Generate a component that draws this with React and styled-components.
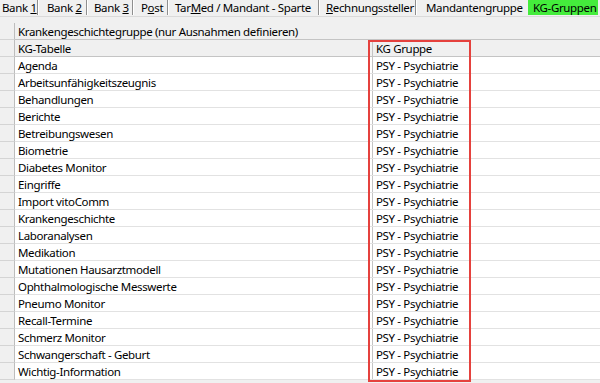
import React from "react";
import styled, { createGlobalStyle } from "styled-components";

const Global = createGlobalStyle`
  html, body { margin: 0; padding: 0; background: #f0f0f0; }
  body { font-family: "Noto Sans", "Open Sans", "DejaVu Sans", sans-serif; font-size: 11.5px; letter-spacing: -0.35px; color: #000; }
`;

const Page = styled.div`
  width: 600px;
  height: 383px;
  overflow: hidden;
  background: #f0f0f0;
  display: flex;
  flex-direction: column;
`;

const TabBar = styled.div`
  display: flex;
  align-items: flex-start;
  height: 16px;
  border-bottom: 1px solid #dadada;
`;

const Tab = styled.div`
  display: flex;
  align-items: center;
  padding-left: ${(p) => p.$pl}px;
  width: ${(p) => p.$w}px;
  box-sizing: border-box;
  white-space: nowrap;
  line-height: 14px;
  height: 15px;
  background: ${(p) => (p.$active ? "#44ec3c" : "transparent")};
  border-right: ${(p) => (p.$plain ? "none" : "1px solid #8f8f8f")};
  box-shadow: ${(p) => (p.$plain ? "none" : "1px 0 0 #ffffff")};
  margin-right: ${(p) => (p.$plain ? 0 : 1)}px;
`;

const Label = styled.span`
  white-space: pre;
`;

const U = styled.span`
  text-decoration: underline;
  text-underline-offset: 1px;
`;

const Spacer = styled.div`
  height: 6px;
`;

const Grid = styled.div`
  position: relative;
  display: flex;
  flex-direction: column;
`;

const Row = styled.div`
  display: flex;
  height: 17px;
  box-sizing: border-box;
  border-bottom: 1px solid ${(p) => (p.$head ? "#c4c4c4" : "#e2e2e2")};
  background: ${(p) => (p.$head ? "#f0f0f0" : "#ffffff")};
`;

const RowHead = styled.div`
  width: 14px;
  flex: none;
  background: #f0f0f0;
  border-right: 1px solid #bdbdbd;
  border-bottom: 1px solid #d4d4d4;
  margin-bottom: -1px;
`;

const Cell = styled.div`
  width: ${(p) => (p.$w ? `${p.$w}px` : "auto")};
  flex: ${(p) => (p.$w ? "none" : "1")};
  box-sizing: border-box;
  padding-left: 3px;
  display: flex;
  align-items: center;
  white-space: nowrap;
  border-right: ${(p) => (p.$div ? "1px solid #c4c4c4" : "none")};
`;

const Highlight = styled.div`
  position: absolute;
  left: 368px;
  top: 17px;
  width: 103px;
  height: 342px;
  box-sizing: border-box;
  border: 2.5px solid #e5413d;
  pointer-events: none;
`;

const tabs = [
  { label: ["Bank ", <U key="u">1</U>], w: 38, pl: 2 },
  { label: ["Bank ", <U key="u">2</U>], w: 48, pl: 8 },
  { label: ["Bank ", <U key="u">3</U>], w: 45, pl: 6 },
  { label: ["P", <U key="u">o</U>, "st"], w: 34, pl: 7 },
  { label: ["Tar", <U key="u">M</U>, "ed / Mandant - Sparte"], w: 150, pl: 6 },
  { label: [<U key="u">R</U>, "echnungssteller"], w: 96, pl: 6 },
  { label: ["Mandantengruppe"], w: 111, pl: 9, plain: true },
];

const rows = [
  "Agenda",
  "Arbeitsunfähigkeitszeugnis",
  "Behandlungen",
  "Berichte",
  "Betreibungswesen",
  "Biometrie",
  "Diabetes Monitor",
  "Eingriffe",
  "Import vitoComm",
  "Krankengeschichte",
  "Laboranalysen",
  "Medikation",
  "Mutationen Hausarztmodell",
  "Ophthalmologische Messwerte",
  "Pneumo Monitor",
  "Recall-Termine",
  "Schmerz Monitor",
  "Schwangerschaft - Geburt",
  "Wichtig-Information",
];

export default function App() {
  return (
    <Page>
      <Global />
      <TabBar>
        {tabs.map((t, i) => (
          <Tab key={i} $w={t.w} $pl={t.pl} $plain={t.plain}>
            <Label>{t.label}</Label>
          </Tab>
        ))}
        <Tab $w={70} $pl={5} $active $plain>
          <Label>KG-Gruppen</Label>
        </Tab>
      </TabBar>
      <Spacer />
      <Grid>
        <Row $head>
          <RowHead />
          <Cell>Krankengeschichtegruppe (nur Ausnahmen definieren)</Cell>
        </Row>
        <Row $head>
          <RowHead />
          <Cell $w={358} $div>KG-Tabelle</Cell>
          <Cell>KG Gruppe</Cell>
        </Row>
        {rows.map((r) => (
          <Row key={r}>
            <RowHead />
            <Cell $w={358} $div>{r}</Cell>
            <Cell $w={100}>PSY - Psychiatrie</Cell>
            <Cell />
          </Row>
        ))}
        <Highlight />
      </Grid>
    </Page>
  );
}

• • • • • • •

◆ GOAL OF THE EXERCISE
Output each line exactly; omit every picture.

◆ RESPONSE FOR THIS EXERCISE
Generate a component that draws this with React and styled-components.
import React from "react";
import styled, { createGlobalStyle } from "styled-components";

const Global = createGlobalStyle`
  html, body { margin: 0; padding: 0; background: #f0f0f0; }
  body { font-family: "Noto Sans", "Open Sans", "DejaVu Sans", sans-serif; font-size: 11.5px; letter-spacing: -0.35px; color: #000; }
`;

const Page = styled.div`
  width: 600px;
  height: 383px;
  overflow: hidden;
  background: #f0f0f0;
  display: flex;
  flex-direction: column;
`;

const TabBar = styled.div`
  display: flex;
  align-items: flex-start;
  height: 16px;
  border-bottom: 1px solid #dadada;
`;

const Tab = styled.div`
  display: flex;
  align-items: center;
  padding-left: ${(p) => p.$pl}px;
  width: ${(p) => p.$w}px;
  box-sizing: border-box;
  white-space: nowrap;
  line-height: 14px;
  height: 15px;
  background: ${(p) => (p.$active ? "#44ec3c" : "transparent")};
  border-right: ${(p) => (p.$plain ? "none" : "1px solid #8f8f8f")};
  box-shadow: ${(p) => (p.$plain ? "none" : "1px 0 0 #ffffff")};
  margin-right: ${(p) => (p.$plain ? 0 : 1)}px;
`;

const Label = styled.span`
  white-space: pre;
`;

const U = styled.span`
  text-decoration: underline;
  text-underline-offset: 1px;
`;

const Spacer = styled.div`
  height: 6px;
`;

const Grid = styled.div`
  position: relative;
  display: flex;
  flex-direction: column;
`;

const Row = styled.div`
  display: flex;
  height: 17px;
  box-sizing: border-box;
  border-bottom: 1px solid ${(p) => (p.$head ? "#c4c4c4" : "#e2e2e2")};
  background: ${(p) => (p.$head ? "#f0f0f0" : "#ffffff")};
`;

const RowHead = styled.div`
  width: 14px;
  flex: none;
  background: #f0f0f0;
  border-right: 1px solid #bdbdbd;
  border-bottom: 1px solid #d4d4d4;
  margin-bottom: -1px;
`;

const Cell = styled.div`
  width: ${(p) => (p.$w ? `${p.$w}px` : "auto")};
  flex: ${(p) => (p.$w ? "none" : "1")};
  box-sizing: border-box;
  padding-left: 3px;
  display: flex;
  align-items: center;
  white-space: nowrap;
  border-right: ${(p) => (p.$div ? "1px solid #c4c4c4" : "none")};
`;

const Highlight = styled.div`
  position: absolute;
  left: 368px;
  top: 17px;
  width: 103px;
  height: 342px;
  box-sizing: border-box;
  border: 2.5px solid #e5413d;
  pointer-events: none;
`;

const tabs = [
  { label: ["Bank ", <U key="u">1</U>], w: 38, pl: 2 },
  { label: ["Bank ", <U key="u">2</U>], w: 48, pl: 8 },
  { label: ["Bank ", <U key="u">3</U>], w: 45, pl: 6 },
  { label: ["P", <U key="u">o</U>, "st"], w: 34, pl: 7 },
  { label: ["Tar", <U key="u">M</U>, "ed / Mandant - Sparte"], w: 150, pl: 6 },
  { label: [<U key="u">R</U>, "echnungssteller"], w: 96, pl: 6 },
  { label: ["Mandantengruppe"], w: 111, pl: 9, plain: true },
];

const rows = [
  "Agenda",
  "Arbeitsunfähigkeitszeugnis",
  "Behandlungen",
  "Berichte",
  "Betreibungswesen",
  "Biometrie",
  "Diabetes Monitor",
  "Eingriffe",
  "Import vitoComm",
  "Krankengeschichte",
  "Laboranalysen",
  "Medikation",
  "Mutationen Hausarztmodell",
  "Ophthalmologische Messwerte",
  "Pneumo Monitor",
  "Recall-Termine",
  "Schmerz Monitor",
  "Schwangerschaft - Geburt",
  "Wichtig-Information",
];

export default function App() {
  return (
    <Page>
      <Global />
      <TabBar>
        {tabs.map((t, i) => (
          <Tab key={i} $w={t.w} $pl={t.pl} $plain={t.plain}>
            <Label>{t.label}</Label>
          </Tab>
        ))}
        <Tab $w={70} $pl={5} $active $plain>
          <Label>KG-Gruppen</Label>
        </Tab>
      </TabBar>
      <Spacer />
      <Grid>
        <Row $head>
          <RowHead />
          <Cell>Krankengeschichtegruppe (nur Ausnahmen definieren)</Cell>
        </Row>
        <Row $head>
          <RowHead />
          <Cell $w={358} $div>KG-Tabelle</Cell>
          <Cell>KG Gruppe</Cell>
        </Row>
        {rows.map((r) => (
          <Row key={r}>
            <RowHead />
            <Cell $w={358} $div>{r}</Cell>
            <Cell $w={100}>PSY - Psychiatrie</Cell>
            <Cell />
          </Row>
        ))}
        <Highlight />
      </Grid>
    </Page>
  );
}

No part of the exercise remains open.